Citons d’abord la miniaturisation, symbole paradoxal d’un monde contemporain où la puissance dépend de la capacité à produire de l’infiniment petit. Enclenchée par l’apparition du circuit-intégré, la course à la miniaturisation fut consacrée au 20ᵉ siècle, qui a vu se succéder des innovations tels que le transistor (1947), le micro-ordinateur (1973) ou encore le compact-disque (1982). Ce mouvement est porté à son paroxysme avec les puces électroniques d’aujourd’hui, dont les plus petites ne mesurent plus guère que quelques nanomètres. Pourquoi une telle frénésie dans la quête du microscopique ? Là n’est pas qu’une question de commodité : l’enjeu est de faciliter la portabilité, mais aussi de diminuer les prix et la consommation de matières premières et d’énergie. Les applications sont multiples et stratégiques, allant de la téléphonie aux réacteurs nucléaires. L’intérêt est vital pour les industries, comme en témoigne les tensions autour de la question de Taïwan, pays producteur majeur de semi-conducteurs, composants indispensables à la miniaturisation…

Ensuite, la technologie quantique, permise d’ailleurs par la miniaturisation, sera probablement le cœur de la compétition mondiale des décennies qui s’ouvrent. Appliquée à la sphère informatique, elle accroît de façon exponentielle la puissance de calcul des ordinateurs. Les possibilités qui se dessinent sont immenses : en permettant la résolution de problèmes mathématiques éminemment complexes en une fraction de seconde, l’ordinateur quantique est appelé à révolutionner tous les domaines, que ce soit en matière de recherche ou d’industrie. Une étude de 2021 sur le sujet estime que le quantique pourrait représenter un marché de 300 à 700 milliards de dollars dans les quatre domaines clefs que sont la finance, l’automobile, la chimie et l’industrie médicale. Force est de constater qu’un véritable affrontement prend déjà forme sous nos yeux et qu’un choc bipolaire s’annonce pour l’hégémonie sur le quantique : en témoignent les investissements massifs de la Chine et des États-Unis.

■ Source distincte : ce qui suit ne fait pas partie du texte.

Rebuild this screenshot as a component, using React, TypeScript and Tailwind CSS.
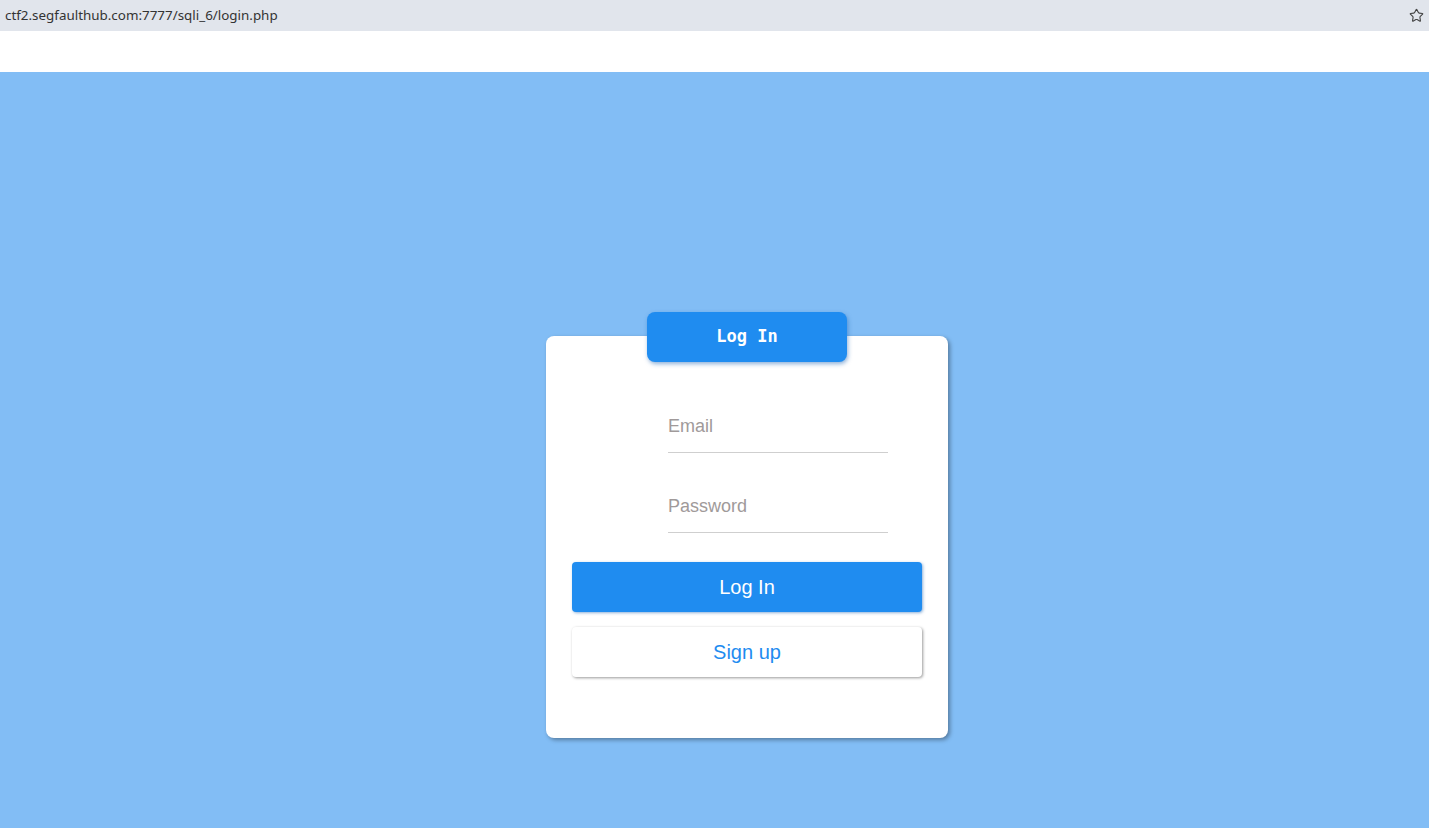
import { Star } from "lucide-react";

function AddressBar() {
  return (
    <div className="flex h-[31px] items-center justify-between bg-[#e1e5ec] pl-[5px] pr-[5px]">
      <span className="font-['Noto_Sans',sans-serif] text-[13.4px] text-[#333]">
        ctf2.segfaulthub.com:7777/sqli_6/login.php
      </span>
      <Star size={15} strokeWidth={1.8} className="text-[#444]" />
    </div>
  );
}

function UnderlineInput({ placeholder, type }: { placeholder: string; type: string }) {
  return (
    <input
      type={type}
      placeholder={placeholder}
      className="h-[41px] w-[220px] border-b border-[#cfcfcf] bg-transparent pb-3 font-['Liberation_Sans',Arial,sans-serif] text-[18px] text-[#333] outline-none placeholder:text-[#a09a9a]"
    />
  );
}

export default function App() {
  return (
    <div className="flex h-[828px] flex-col overflow-hidden">
      <AddressBar />
      <div className="h-[41px] bg-white" />
      <div className="flex-1 bg-[#82bdf5] pl-[546px] pt-[264px]">
        <div className="relative w-[402px] rounded-lg bg-white px-[26px] pb-[61px] pt-[76px] shadow-[2px_2px_4px_rgba(0,0,0,0.35)]">
          <div className="absolute -top-6 left-[101px] flex h-[50px] w-[200px] items-center justify-center rounded-lg bg-[#1f8cf0] shadow-[1px_2px_4px_rgba(30,100,180,0.5)]">
            <span className="font-['DejaVu_Sans_Mono',monospace] text-[17px] font-bold text-white">Log In</span>
          </div>
          <div className="flex flex-col items-start gap-[39px] pl-[96px]">
            <UnderlineInput placeholder="Email" type="email" />
            <UnderlineInput placeholder="Password" type="password" />
          </div>
          <div className="mt-[29px] flex flex-col gap-[15px] font-['Liberation_Sans',Arial,sans-serif] text-[20px]">
            <button className="h-[50px] w-full rounded bg-[#1f8cf0] text-white shadow-[1px_1px_3px_rgba(30,100,180,0.5)]">
              Log In
            </button>
            <button className="h-[50px] w-full rounded bg-white text-[#1f8cf0] shadow-[1px_1px_3px_rgba(0,0,0,0.4)]">
              Sign up
            </button>
          </div>
        </div>
      </div>
    </div>
  );
}
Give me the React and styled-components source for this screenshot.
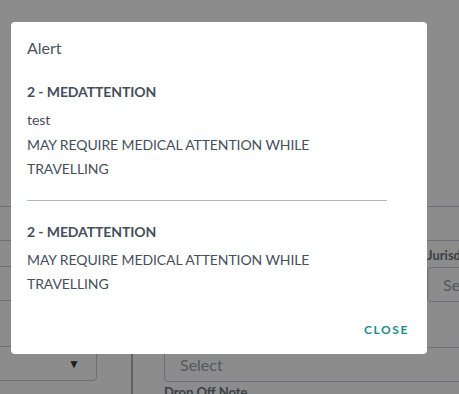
import React from "react";
import styled, { createGlobalStyle } from "styled-components";

const Global = createGlobalStyle`
  html, body { margin: 0; padding: 0; }
  body { font-family: "Lato", "Open Sans", sans-serif; background: #fff; }
  * { box-sizing: border-box; }
`;

const Page = styled.div`
  position: relative;
  width: 459px;
  height: 394px;
  overflow: hidden;
  display: flex;
  align-items: flex-start;
  background: #fff;
`;

const LeftCol = styled.div`
  flex: 0 0 141px;
  margin-left: -10px;
  padding-top: 206px;
  display: flex;
  flex-direction: column;
`;

const Box = styled.div`
  flex-shrink: 0;
  height: 35px;
  width: 107px;
  border: 1px solid #c5ccd3;
  border-radius: 4px;
  margin-bottom: ${(p) => p.$mb || 0}px;
  display: flex;
  align-items: center;
  justify-content: flex-end;
  padding-right: 16px;
  font-size: 12px;
  color: #333;
`;

const VDivider = styled.div`
  flex: 0 0 2px;
  margin-top: 190px;
  height: 204px;
  background: #a9b8c4;
`;

const RightCol = styled.div`
  flex: 0 0 auto;
  padding-left: 31px;
  padding-top: 206px;
  display: flex;
  flex-direction: column;
`;

const InputBox = styled.div`
  flex-shrink: 0;
  height: 35px;
  width: ${(p) => p.$w || 400}px;
  border: 1px solid #c5ccd3;
  border-radius: 4px;
  display: flex;
  align-items: center;
  padding-left: 15px;
  font-size: 16px;
  color: #9aa3ab;
  white-space: nowrap;
  overflow: hidden;
  margin-bottom: ${(p) => p.$mb || 0}px;
`;

const FieldRow = styled.div`
  flex-shrink: 0;
  display: flex;
  gap: 12px;
  margin-top: 4px;
  margin-bottom: 45px;
`;

const Field = styled.div`
  flex: 0 0 ${(p) => p.$w}px;
  display: flex;
  flex-direction: column;
`;

const Label = styled.div`
  flex-shrink: 0;
  font-size: 13px;
  font-weight: 700;
  color: #6b7680;
  height: 22px;
  line-height: 20px;
  white-space: nowrap;
`;

const Overlay = styled.div`
  position: absolute;
  inset: 0;
  background: rgba(0, 0, 0, 0.45);
`;

const Modal = styled.div`
  position: absolute;
  left: 11px;
  top: 22px;
  width: 416px;
  height: 332px;
  background: #fff;
  border-radius: 4px;
  display: flex;
  flex-direction: column;
  color: #454f5b;
`;

const Title = styled.div`
  padding: 14px 16px 0;
  font-size: 16px;
  line-height: 24px;
  color: #4a545e;
`;

const Content = styled.div`
  padding: 20px 16px 0;
  width: 392px;
  font-size: 14px;
  line-height: 24px;
`;

const AlertTitle = styled.div`
  font-weight: 700;
  letter-spacing: -0.1px;
  margin-bottom: 4px;
`;

const Text = styled.div`
  letter-spacing: -0.1px;
  margin-top: ${(p) => p.$mt || 0}px;
`;

const Sep = styled.hr`
  border: none;
  border-top: 1px solid #a3bcc7;
  margin: 19px 0 19px;
`;

const Actions = styled.div`
  margin-top: auto;
  display: flex;
  justify-content: flex-end;
  padding: 0 10px 11px;
`;

const CloseBtn = styled.button`
  background: none;
  border: none;
  font-family: inherit;
  font-size: 12px;
  font-weight: 700;
  letter-spacing: 1.6px;
  color: #1c8a8f;
  padding: 6px 8px;
  cursor: pointer;
`;

export default function App() {
  return (
    <>
      <Global />
      <Page>
        <LeftCol>
          <Box $mb={25} />
          <Box $mb={45} />
          <Box>▼</Box>
        </LeftCol>
        <VDivider />
        <RightCol>
          <InputBox />
          <FieldRow>
            <Field $w={251}>
              <Label>&nbsp;</Label>
              <InputBox $w={251} />
            </Field>
            <Field $w={200}>
              <Label>Jurisdiction</Label>
              <InputBox $w={200}>Select</InputBox>
            </Field>
          </FieldRow>
          <InputBox>Select</InputBox>
          <Label>Drop Off Note</Label>
        </RightCol>
        <Overlay />
        <Modal>
          <Title>Alert</Title>
          <Content>
            <AlertTitle>2 - MEDATTENTION</AlertTitle>
            <Text>test</Text>
            <Text $mt={1}>MAY REQUIRE MEDICAL ATTENTION WHILE TRAVELLING</Text>
            <Sep />
            <AlertTitle>2 - MEDATTENTION</AlertTitle>
            <Text>MAY REQUIRE MEDICAL ATTENTION WHILE TRAVELLING</Text>
          </Content>
          <Actions>
            <CloseBtn>CLOSE</CloseBtn>
          </Actions>
        </Modal>
      </Page>
    </>
  );
}
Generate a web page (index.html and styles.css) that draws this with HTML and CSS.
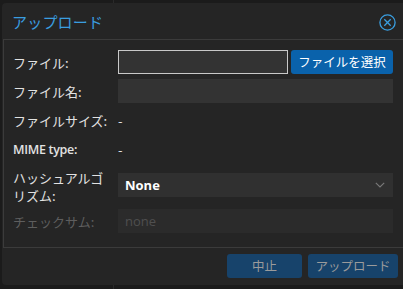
FILE: index.html
```html
<!DOCTYPE html>
<html lang="ja">
<head>
<meta charset="utf-8">
<link rel="stylesheet" href="styles.css">
</head>
<body>
<div class="backdrop-line"></div>
<div class="window">
  <div class="header">
    <div class="title">アップロード</div>
    <svg class="close" width="17" height="17" viewBox="0 0 17 17">
      <circle cx="8.5" cy="8.5" r="7.6" fill="none" stroke="#3a9ee0" stroke-width="1.3"/>
      <path d="M5.3 5.3 L11.7 11.7 M11.7 5.3 L5.3 11.7" stroke="#3a9ee0" stroke-width="1.3" fill="none"/>
    </svg>
  </div>
  <div class="panel">
    <div class="row">
      <div class="label">ファイル:</div>
      <div class="field file-field">
        <div class="input focused"></div>
        <div class="btn-primary">ファイルを選択</div>
      </div>
    </div>
    <div class="row">
      <div class="label">ファイル名:</div>
      <div class="field"><div class="input"></div></div>
    </div>
    <div class="row">
      <div class="label">ファイルサイズ:</div>
      <div class="field value">-</div>
    </div>
    <div class="row">
      <div class="label latin">MIME type:</div>
      <div class="field value">-</div>
    </div>
    <div class="row row-hash">
      <div class="label two-line"><div>ハッシュアルゴ</div><div>リズム:</div></div>
      <div class="field">
        <div class="combo">
          <span class="combo-text">None</span>
          <svg class="chevron" width="10" height="6" viewBox="0 0 10 6"><path d="M0.8 0.8 L5 5 L9.2 0.8" fill="none" stroke="#7a7a7a" stroke-width="1.1"/></svg>
        </div>
      </div>
    </div>
    <div class="row">
      <div class="label disabled">チェックサム:</div>
      <div class="field"><div class="input disabled-input">none</div></div>
    </div>
  </div>
  <div class="footer">
    <div class="btn-footer btn-cancel">中止</div>
    <div class="btn-footer btn-upload">アップロード</div>
  </div>
</div>
</body>
</html>
```

FILE: styles.css
```css
html, body {
  margin: 0;
  padding: 0;
}
body {
  width: 403px;
  height: 289px;
  overflow: hidden;
  background: #1b1b1b;
  font-family: "Noto Sans CJK JP", "Noto Sans", sans-serif;
  position: relative;
  padding: 3px 0 0 2px;
  box-sizing: border-box;
}
.backdrop-line {
  position: absolute;
  left: 113px;
  top: 0;
  width: 1px;
  height: 289px;
  background: #2a2a2a;
}
.window {
  position: relative;
  width: 403px;
  height: 282px;
  background: #252525;
  border-radius: 4px 0 0 4px;
  display: flex;
  flex-direction: column;
}
.header {
  height: 36px;
  display: flex;
  align-items: center;
  justify-content: space-between;
  padding: 0 9px 0 10px;
  box-sizing: border-box;
}
.title {
  color: #3a9ee0;
  font-size: 15px;
  line-height: 18px;
  margin-top: 1px;
  letter-spacing: 0.2px;
}
.close {
  display: block;
  margin-top: 2px;
}
.panel {
  margin-left: 1px;
  border: 1px solid #3b3b3b;
  border-right: none;
  padding: 10px 0 14px 9px;
  display: flex;
  flex-direction: column;
  gap: 5px;
}
.row {
  display: grid;
  grid-template-columns: 105px 275px;
  min-height: 24px;
  align-items: center;
}
.label {
  color: #e2e2e2;
  font-size: 13px;
  line-height: 17px;
}
.label.latin {
  font-family: "Open Sans", "Noto Sans", sans-serif;
  font-weight: 600;
  font-size: 12.5px;
  letter-spacing: -0.3px;
}
.label.disabled {
  color: #5e5e5e;
}
.value {
  color: #e2e2e2;
  font-size: 13px;
}
.file-field {
  display: flex;
  gap: 3px;
}
.input {
  height: 24px;
  flex: 1;
  background: #333333;
  box-sizing: border-box;
}
.input.focused {
  border: 1px solid #c9c9c9;
  flex: 0 0 170px;
}
.btn-primary {
  flex: 1;
  height: 24px;
  background: #0a62ab;
  border-radius: 3px;
  color: #ffffff;
  font-size: 12.5px;
  line-height: 24px;
  text-align: center;
}
.row-hash {
  margin-top: 3px;
  margin-bottom: -1px;
  align-items: start;
}
.two-line {
  display: flex;
  flex-direction: column;
}
.two-line div {
  height: 18px;
  line-height: 18px;
}
.row-hash .field {
  padding-top: 4px;
}
.combo {
  height: 24px;
  background: #303030;
  display: flex;
  align-items: center;
  justify-content: space-between;
  padding: 0 8px 0 7px;
}
.combo-text {
  color: #ffffff;
  font-family: "Open Sans", "Noto Sans", sans-serif;
  font-weight: 700;
  font-size: 13px;
}
.chevron {
  display: block;
}
.disabled-input {
  background: #2b2b2b;
  color: #4f4f4f;
  font-family: "Open Sans", "Noto Sans", sans-serif;
  font-size: 13px;
  line-height: 24px;
  padding-left: 7px;
}
.footer {
  flex: 1;
  display: flex;
  justify-content: flex-end;
  align-items: flex-start;
  gap: 6px;
  padding: 6px 7px 0 0;
}
.btn-footer {
  height: 24px;
  background: #17436b;
  border-radius: 3px;
  color: #9b9b9b;
  font-size: 12.5px;
  line-height: 24px;
  text-align: center;
}
.btn-cancel {
  width: 75px;
}
.btn-upload {
  width: 90px;
}
```
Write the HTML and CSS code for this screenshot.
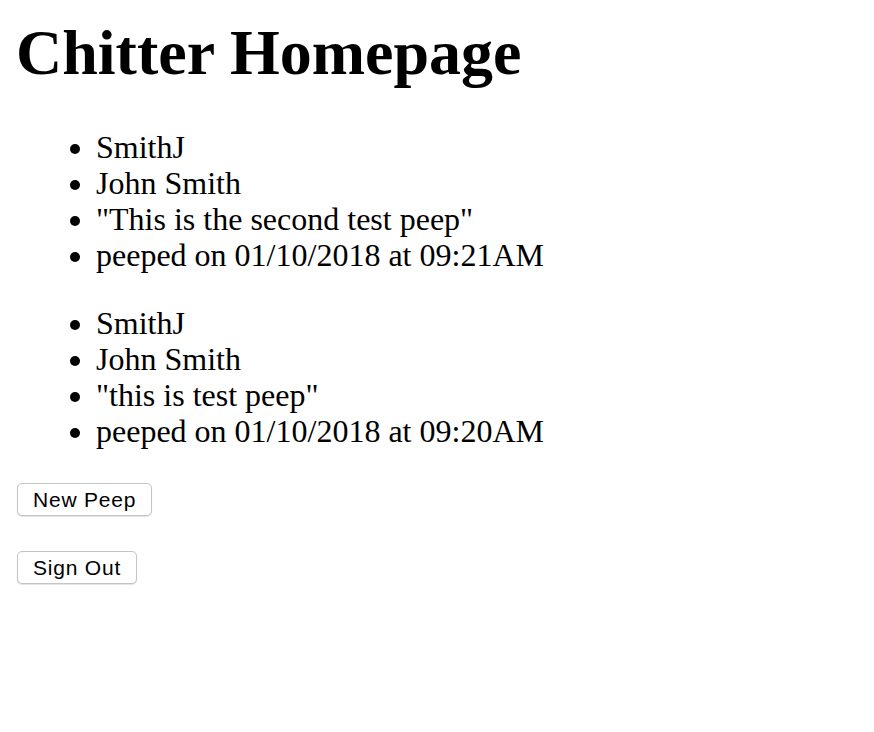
FILE: index.html
```html
<!DOCTYPE html>
<html>
<head>
<meta charset="utf-8">
<title>Chitter</title>
<link rel="stylesheet" href="styles.css">
</head>
<body>
<h1 class="title">Chitter Homepage</h1>
<ul class="peep">
  <li>SmithJ</li>
  <li>John Smith</li>
  <li>"This is the second test peep"</li>
  <li>peeped on 01/10/2018 at 09:21AM</li>
</ul>
<ul class="peep">
  <li>SmithJ</li>
  <li>John Smith</li>
  <li>"this is test peep"</li>
  <li>peeped on 01/10/2018 at 09:20AM</li>
</ul>
<form class="action"><button type="button" class="btn">New Peep</button></form>
<form class="action"><button type="button" class="btn">Sign Out</button></form>
</body>
</html>
```
FILE: styles.css
```css
html, body { background: #fff; }
body {
  margin: 0;
  padding: 16px;
  font-family: "Liberation Serif", "Times New Roman", serif;
  color: #000;
}
.title {
  font-size: 64px;
  font-weight: bold;
  line-height: 74px;
  margin: 0 0 39px;
}
.peep {
  font-size: 32px;
  line-height: 36px;
  margin: 0 0 32px;
  padding-left: 80px;
}
.peep:last-of-type { margin-bottom: 34px; }
.action { margin: 0 0 35px; }
.btn {
  font-family: "Liberation Sans", Arial, sans-serif;
  font-size: 21px;
  letter-spacing: 0.8px;
  height: 33px;
  margin-left: 1px;
  padding: 0 15px 0 15px;
  background: #fff;
  color: #000;
  border: 1px solid #c4c4c4;
  border-radius: 5px;
  box-shadow: 0 1px 1px rgba(0,0,0,0.12);
}
```
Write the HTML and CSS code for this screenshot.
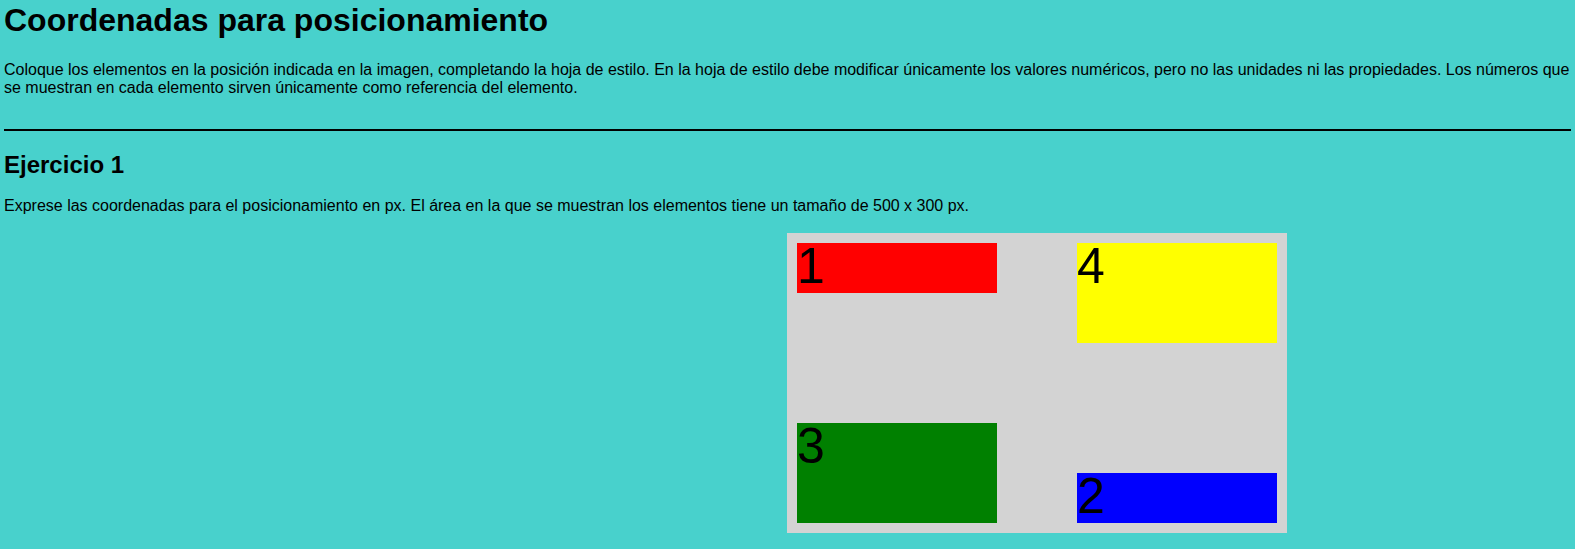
FILE: index.html
```html
<!DOCTYPE html>
<html lang="es">
<head>
<meta charset="utf-8">
<title>Coordenadas para posicionamiento</title>
<link rel="stylesheet" href="styles.css">
</head>
<body>
<h1 class="title">Coordenadas para posicionamiento</h1>
<p class="intro">Coloque los elementos en la posición indicada en la imagen, completando la hoja de estilo. En la hoja de estilo debe modificar únicamente los valores numéricos, pero no las unidades ni las propiedades. Los números que se muestran en cada elemento sirven únicamente como referencia del elemento.</p>
<hr class="rule">
<h2 class="exercise">Ejercicio 1</h2>
<p class="statement">Exprese las coordenadas para el posicionamiento en px. El área en la que se muestran los elementos tiene un tamaño de 500 x 300 px.</p>
<div class="area">
  <div class="item item-1">1</div>
  <div class="item item-2">2</div>
  <div class="item item-3">3</div>
  <div class="item item-4">4</div>
</div>
</body>
</html>
```
FILE: styles.css
```css
html {
  background: #48d1cc;
}
body {
  margin: 0 4px;
  padding-top: 2px;
  font-family: "Liberation Sans", Arial, sans-serif;
  font-size: 16px;
  color: #000;
}
.title {
  font-size: 32px;
  font-weight: bold;
  margin: 0 0 21.5px;
}
.intro {
  margin: 0;
}
.rule {
  height: 0;
  border: 0;
  border-top: 2px solid #000;
  margin: 32px 0 0;
}
.exercise {
  font-size: 24px;
  font-weight: bold;
  margin: 20px 0 18px;
}
.statement {
  margin: 0 0 18px;
}
.area {
  position: relative;
  width: 500px;
  height: 300px;
  margin-left: calc(50% - 0.5px);
  background: #d3d3d3;
}
.item {
  position: absolute;
  width: 200px;
  font-size: 50px;
  line-height: 46px;
}
.item-1 {
  left: 10px;
  top: 10px;
  height: 50px;
  background: #ff0000;
}
.item-2 {
  left: 290px;
  top: 240px;
  height: 50px;
  background: #0000ff;
}
.item-3 {
  left: 10px;
  top: 190px;
  height: 100px;
  background: #008000;
}
.item-4 {
  left: 290px;
  top: 10px;
  height: 100px;
  background: #ffff00;
}
```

Enfin, l’intelligence artificielle, qui devrait immanquablement être transformée de fond en comble par l’avancée du quantique, porte en elle des changements radicaux. Cet ensemble de technologies, qui vise à reproduire les capacités cognitives de l’homme, est le principal moteur de ce que certains qualifient de quatrième révolution industrielle, et constitue l’un des principaux leviers de croissance économique et de progrès scientifique à moyen terme. La principale révolution qu’elle amène réside dans l’utilisation d’algorithmes auto-apprenants, qui se réforment et s’améliorent sans cesse et de façon autonome au fur et à mesure qu’ils traitent de nouvelles données. Les cas d’usage sont nombreux et déjà largement exploités par nombre d’entreprises. Ici encore, on assiste à une course au développement de l’intelligence artificielle, enjeu de puissance majeur de notre siècle.

Ces trois éléments, reliés les uns aux autres, ne sont que des exemples, incontournables il est vrai, de technologies appelées à devenir le centre de gravité d’une compétition mondiale déjà largement engagée. Leurs champs d’application colossaux ne manqueront pas de bouleverser nos sociétés mais aussi les liens de domination à l’échelle globale. Dans ce contexte où l’innovation est le nerf de la guerre, il convient de renouveler ses grilles de lecture et d’adopter un nouveau paradigme permettant de visualiser les rapports de force à l’aune de ces nouvelles technologies.